Empêcheurs de danser en rond


Le PTB n’est pas intéressé par cette démarche. Il la voit comme concurrencielle par rapport à sa propre construction. Il espère, par une attitude suiviste – et attentiste- face aux directions syndicales être considéré par celles-ci comme un prolongement politique; Par contre, Erik De Bruyn, du mouvement Rood!, ensemble avec des personnalités telles que Wouter Van Bellingen (ex-échevin de Sint Niklaas), Jef Sleeckx (ex-parlementaire du SP.a) et Francine Mestrum, a lancé un “message de Nouvela An à tous les empêcheurs de danser en rond de bonne volonté”. On y met l’accent sur le fait que “les élus qui devraient représenter les droits des travailleurs sont aujourdhui ceux qui appliquent les recettes néolibérales qui nous appauvrissent”. Les signataires concluent  donc que “l’heure d’un nouveau chapitre a sonné. On a besoin d’un nouveau mouvement pour redonner voix à la lutte sociale sur le pan politique.
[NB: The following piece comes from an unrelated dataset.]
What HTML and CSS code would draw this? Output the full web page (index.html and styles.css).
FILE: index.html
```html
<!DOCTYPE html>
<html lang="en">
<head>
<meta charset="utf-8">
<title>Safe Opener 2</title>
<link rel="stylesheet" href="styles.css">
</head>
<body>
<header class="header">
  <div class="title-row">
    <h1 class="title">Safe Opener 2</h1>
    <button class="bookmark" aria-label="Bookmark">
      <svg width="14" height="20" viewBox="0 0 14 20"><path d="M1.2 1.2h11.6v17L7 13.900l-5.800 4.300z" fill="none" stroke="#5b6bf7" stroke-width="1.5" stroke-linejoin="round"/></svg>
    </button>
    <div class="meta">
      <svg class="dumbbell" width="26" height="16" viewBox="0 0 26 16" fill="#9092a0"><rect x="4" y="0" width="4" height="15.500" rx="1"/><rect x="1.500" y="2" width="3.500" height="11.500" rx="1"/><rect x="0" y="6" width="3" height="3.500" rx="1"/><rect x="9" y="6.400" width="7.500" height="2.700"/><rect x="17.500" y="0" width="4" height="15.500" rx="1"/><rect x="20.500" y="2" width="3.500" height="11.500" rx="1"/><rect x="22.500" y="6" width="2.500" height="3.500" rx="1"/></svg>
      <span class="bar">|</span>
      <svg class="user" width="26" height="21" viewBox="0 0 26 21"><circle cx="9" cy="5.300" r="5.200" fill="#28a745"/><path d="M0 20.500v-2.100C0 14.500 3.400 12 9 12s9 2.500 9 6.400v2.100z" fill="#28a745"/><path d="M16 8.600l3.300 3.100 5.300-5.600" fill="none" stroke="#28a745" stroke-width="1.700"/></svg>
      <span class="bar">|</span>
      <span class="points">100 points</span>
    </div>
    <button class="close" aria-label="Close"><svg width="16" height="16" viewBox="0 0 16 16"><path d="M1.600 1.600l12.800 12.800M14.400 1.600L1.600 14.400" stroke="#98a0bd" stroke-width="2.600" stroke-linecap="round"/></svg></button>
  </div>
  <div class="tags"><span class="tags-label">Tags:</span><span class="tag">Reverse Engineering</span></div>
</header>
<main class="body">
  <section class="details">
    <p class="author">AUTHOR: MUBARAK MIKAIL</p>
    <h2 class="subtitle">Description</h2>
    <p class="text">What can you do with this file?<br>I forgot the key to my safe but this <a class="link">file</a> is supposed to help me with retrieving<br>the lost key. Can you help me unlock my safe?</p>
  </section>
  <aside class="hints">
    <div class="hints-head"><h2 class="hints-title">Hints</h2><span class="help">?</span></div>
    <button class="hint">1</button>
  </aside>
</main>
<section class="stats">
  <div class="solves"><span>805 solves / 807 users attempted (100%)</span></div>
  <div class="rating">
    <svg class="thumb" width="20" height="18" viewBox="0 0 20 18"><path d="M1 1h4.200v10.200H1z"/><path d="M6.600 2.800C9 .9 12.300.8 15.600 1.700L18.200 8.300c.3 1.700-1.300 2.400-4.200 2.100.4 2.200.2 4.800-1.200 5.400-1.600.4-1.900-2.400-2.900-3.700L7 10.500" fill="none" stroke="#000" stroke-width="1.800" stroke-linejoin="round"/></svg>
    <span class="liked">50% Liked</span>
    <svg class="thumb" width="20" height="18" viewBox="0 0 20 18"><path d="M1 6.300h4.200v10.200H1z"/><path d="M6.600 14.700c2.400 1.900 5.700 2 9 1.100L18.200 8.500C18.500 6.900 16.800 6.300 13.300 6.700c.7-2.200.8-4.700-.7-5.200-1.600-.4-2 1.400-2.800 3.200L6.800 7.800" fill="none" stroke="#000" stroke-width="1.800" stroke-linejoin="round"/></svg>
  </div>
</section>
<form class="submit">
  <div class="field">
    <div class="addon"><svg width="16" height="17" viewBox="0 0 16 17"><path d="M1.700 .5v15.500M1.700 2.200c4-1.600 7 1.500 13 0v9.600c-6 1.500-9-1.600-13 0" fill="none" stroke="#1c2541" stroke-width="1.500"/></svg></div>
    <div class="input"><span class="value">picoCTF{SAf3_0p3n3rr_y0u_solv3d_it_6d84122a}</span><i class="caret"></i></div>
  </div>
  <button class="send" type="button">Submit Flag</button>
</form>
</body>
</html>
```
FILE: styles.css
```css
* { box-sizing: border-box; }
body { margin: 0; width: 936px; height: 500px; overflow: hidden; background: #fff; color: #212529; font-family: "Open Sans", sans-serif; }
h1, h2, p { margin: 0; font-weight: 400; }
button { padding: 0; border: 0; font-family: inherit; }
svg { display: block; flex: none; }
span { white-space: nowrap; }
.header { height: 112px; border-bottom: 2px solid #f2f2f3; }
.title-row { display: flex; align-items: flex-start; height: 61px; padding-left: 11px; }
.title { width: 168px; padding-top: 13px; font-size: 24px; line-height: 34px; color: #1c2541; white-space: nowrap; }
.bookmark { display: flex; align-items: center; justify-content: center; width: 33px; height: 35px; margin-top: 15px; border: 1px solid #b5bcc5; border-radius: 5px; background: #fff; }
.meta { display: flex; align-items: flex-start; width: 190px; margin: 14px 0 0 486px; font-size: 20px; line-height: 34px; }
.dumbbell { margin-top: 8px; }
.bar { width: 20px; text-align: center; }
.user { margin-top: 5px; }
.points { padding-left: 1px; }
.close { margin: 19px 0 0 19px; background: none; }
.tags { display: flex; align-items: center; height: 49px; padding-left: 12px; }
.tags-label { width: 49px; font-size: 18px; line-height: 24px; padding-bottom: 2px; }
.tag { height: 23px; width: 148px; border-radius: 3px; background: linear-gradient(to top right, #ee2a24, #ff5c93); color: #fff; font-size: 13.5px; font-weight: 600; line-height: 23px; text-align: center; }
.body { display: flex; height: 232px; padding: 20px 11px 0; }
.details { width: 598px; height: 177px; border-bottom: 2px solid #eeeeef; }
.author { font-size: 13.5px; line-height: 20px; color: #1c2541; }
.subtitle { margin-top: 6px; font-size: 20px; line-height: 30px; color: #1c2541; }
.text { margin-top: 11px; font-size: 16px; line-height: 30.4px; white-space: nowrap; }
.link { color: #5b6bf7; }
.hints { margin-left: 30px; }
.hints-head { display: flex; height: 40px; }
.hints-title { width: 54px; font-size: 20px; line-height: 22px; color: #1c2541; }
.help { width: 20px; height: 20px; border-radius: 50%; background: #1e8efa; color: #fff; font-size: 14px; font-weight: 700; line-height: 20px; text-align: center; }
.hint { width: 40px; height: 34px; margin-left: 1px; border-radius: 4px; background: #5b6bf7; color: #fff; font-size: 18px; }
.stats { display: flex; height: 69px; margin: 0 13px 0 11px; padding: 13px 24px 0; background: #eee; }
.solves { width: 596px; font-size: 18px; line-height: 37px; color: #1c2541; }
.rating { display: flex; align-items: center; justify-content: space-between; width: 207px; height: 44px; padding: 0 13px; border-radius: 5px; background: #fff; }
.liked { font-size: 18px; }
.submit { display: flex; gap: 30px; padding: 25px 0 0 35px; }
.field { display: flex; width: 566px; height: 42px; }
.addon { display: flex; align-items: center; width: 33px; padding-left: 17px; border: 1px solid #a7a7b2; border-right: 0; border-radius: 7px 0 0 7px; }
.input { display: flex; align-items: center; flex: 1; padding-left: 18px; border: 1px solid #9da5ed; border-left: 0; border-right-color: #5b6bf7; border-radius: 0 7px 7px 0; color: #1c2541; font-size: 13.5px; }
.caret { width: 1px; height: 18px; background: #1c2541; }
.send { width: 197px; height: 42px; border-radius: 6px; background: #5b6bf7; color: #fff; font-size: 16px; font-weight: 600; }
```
Pas un projet idéologique dans les étoiles mais un projet contemporain qui reprend le meilleur de nos traditions et le combine avec la révolte des jeunes générations contre le système injuste dans lequel elles grandissent. Retrouvons une vraie unité autour de ce drapeau. Pas pour nous-mêmes, mais pour les gens, la planète et l’avenir de nos enfants et petits-enfants”.


Mobilisons nous-mêmes


Pour les syndicalistes (quels que soient leur secteur ou leur centrale), la meilleure manière de donner aussi une expression pratique à cet espoir consiste à prendre en mains eux-mêmes la mobilisation afin de donner forme à la volonté de lutte du monde du travail. N’oublions pas que, dans l’histoire de la Belgique, une seule grève générale fut véritablement organisée par les directions syndicales (ce fut aussi la moins réussie- celle de 1912). Il ne s’agit pas aujourd’hui d’attendre un quelconque compromis imaginaire entre des dirigeants de la FGTB et/ou de la CSC. Il s’agit de s’adresser directement à la base syndicale pour la sensibiliser, la mobiliser et l’appeler à l’action le 30 janvier.